Kamuzu Kassa (; born 2 September 1990) is an Ethiopian composer songwriter and producer. Kamuzu started on composing spiritual songs, but when he composed a music for Kako Getachew in 2007 he joined the secular world of music and become a public figure. Following this, Kamuzu composed music for Ethiopian artists Hamelmal Abate, Surafel Abebe, Jalud Awol and many others. Until his self-suspension in 2018, he composed more than 2000 music.

Early life 
Kamuzu was born in Beklo Segno, Wolayita, Ethiopia and raised in Wolaita Sodo. He born to the Protestant Christian parent who are health professional father and housewife mother. Kamuzu's passion for music grew in the church choir, and slowly spread to the outside. Kamuzu got his name following his father's inspiration by Hastings Kamuzu Banda's, the Prime Minister and later President of Malawi from 1964 to 1994, middle name.

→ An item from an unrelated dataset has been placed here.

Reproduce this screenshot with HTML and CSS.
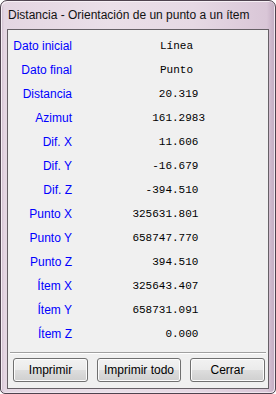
FILE: index.html
```html
<!DOCTYPE html>
<html lang="es">
<head>
<meta charset="utf-8">
<title>Distancia</title>
<link rel="stylesheet" href="styles.css">
</head>
<body>
<div class="window">
  <div class="titlebar">Distancia - Orientación de un punto a un ítem</div>
  <div class="client">
    <div class="rows">
      <div class="lbl">Dato inicial</div><div class="val txt">Línea</div>
      <div class="lbl">Dato final</div><div class="val txt">Punto</div>
      <div class="lbl">Distancia</div><div class="val n3">20.319</div>
      <div class="lbl">Azimut</div><div class="val">161.2983</div>
      <div class="lbl">Dif. X</div><div class="val n3">11.606</div>
      <div class="lbl">Dif. Y</div><div class="val n3">-16.679</div>
      <div class="lbl">Dif. Z</div><div class="val n3">-394.510</div>
      <div class="lbl">Punto X</div><div class="val n3">325631.801</div>
      <div class="lbl">Punto Y</div><div class="val n3">658747.770</div>
      <div class="lbl">Punto Z</div><div class="val n3">394.510</div>
      <div class="lbl">Ítem X</div><div class="val n3">325643.407</div>
      <div class="lbl">Ítem Y</div><div class="val n3">658731.091</div>
      <div class="lbl">Ítem Z</div><div class="val n3">0.000</div>
    </div>
    <div class="sep"></div>
    <div class="buttons">
      <button class="btn w75">Imprimir</button>
      <button class="btn w84">Imprimir todo</button>
      <button class="btn w75">Cerrar</button>
    </div>
  </div>
</div>
</body>
</html>
```

FILE: styles.css
```css
html, body {
  margin: 0;
  padding: 0;
  background: #ffffff;
}

body {
  width: 276px;
  height: 394px;
  overflow: hidden;
  font-family: "Liberation Sans", Arial, sans-serif;
  font-size: 12px;
}

.window {
  box-sizing: border-box;
  width: 276px;
  height: 394px;
  border: 1px solid #4f434f;
  border-radius: 7px 7px 5px 5px;
  background: linear-gradient(90deg, #c9b4c8 0px, #e4d6e2 3px, #eadfe8 40%, #e6d9e4 70%, #d9c6d7 97%, #c2abc1 100%);
  box-shadow: inset 1px 1px 0 #f6eff5, inset -1px -1px 0 #f0e6ef;
  display: flex;
  flex-direction: column;
}

.titlebar {
  height: 28px;
  display: flex;
  align-items: center;
  padding-left: 7px;
  color: #121212;
  white-space: nowrap;
}

.client {
  box-sizing: border-box;
  margin-left: 6px;
  width: 262px;
  height: 360px;
  border: 1px solid #666066;
  background: #f0f0f0;
  display: flex;
  flex-direction: column;
  padding: 4px 0 6px 0;
}

.rows {
  display: grid;
  grid-template-columns: 64px 133px;
  grid-auto-rows: 24px;
}

.lbl {
  color: #0000ff;
  text-align: right;
  line-height: 24px;
  white-space: nowrap;
}

.val {
  font-family: "Liberation Mono", "Courier New", monospace;
  font-size: 11px;
  line-height: 24px;
  text-align: right;
  color: #000000;
  white-space: nowrap;
}

.val.n3 {
  padding-right: 6.6px;
}

.val.txt {
  padding-right: 12px;
}

.sep {
  margin: 6px 2px 0 2px;
  border-top: 1px solid #a0a0a0;
  border-bottom: 1px solid #ffffff;
}

.buttons {
  display: flex;
  gap: 9px;
  padding-left: 5px;
  margin-top: 4px;
}

.btn {
  box-sizing: border-box;
  height: 24px;
  padding: 0;
  border: 1px solid #707070;
  border-radius: 3px;
  background: linear-gradient(180deg, #f2f2f2 0%, #ebebeb 48%, #dddddd 52%, #cfcfcf 100%);
  box-shadow: inset 0 0 0 1px #fcfcfc;
  font-family: "Liberation Sans", Arial, sans-serif;
  font-size: 12px;
  color: #000000;
}

.w75 {
  width: 75px;
}

.w84 {
  width: 84px;
}
```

In 1994, Kamuzu attended his primary school in town of  Bele (Wolaita) at Bele Primary School where is the capital of the district his hometown belongs to, but in 2000, his family left Bekilo Segno and went to Sodo. Following this, Kamuzu resumed his primary school in Ligaba Beyene Aba Sebsib primary school and he left this school when he was passed to the grade 9 and joined Sodo Comprehensive High School in 2002.

Career 
Kamuzu composed music for Eyob Deno's, local gospel singer and preacher, album which is entitled "Halo Bado", Wolaitta language, successfully in 2004. Following this, he started to compose music for non-gospel singers as well.  In 2007, he composed a single which is entitled "Aroge Arada" for Kako Getachew and this paved a way in wide for him to the secular world of music.  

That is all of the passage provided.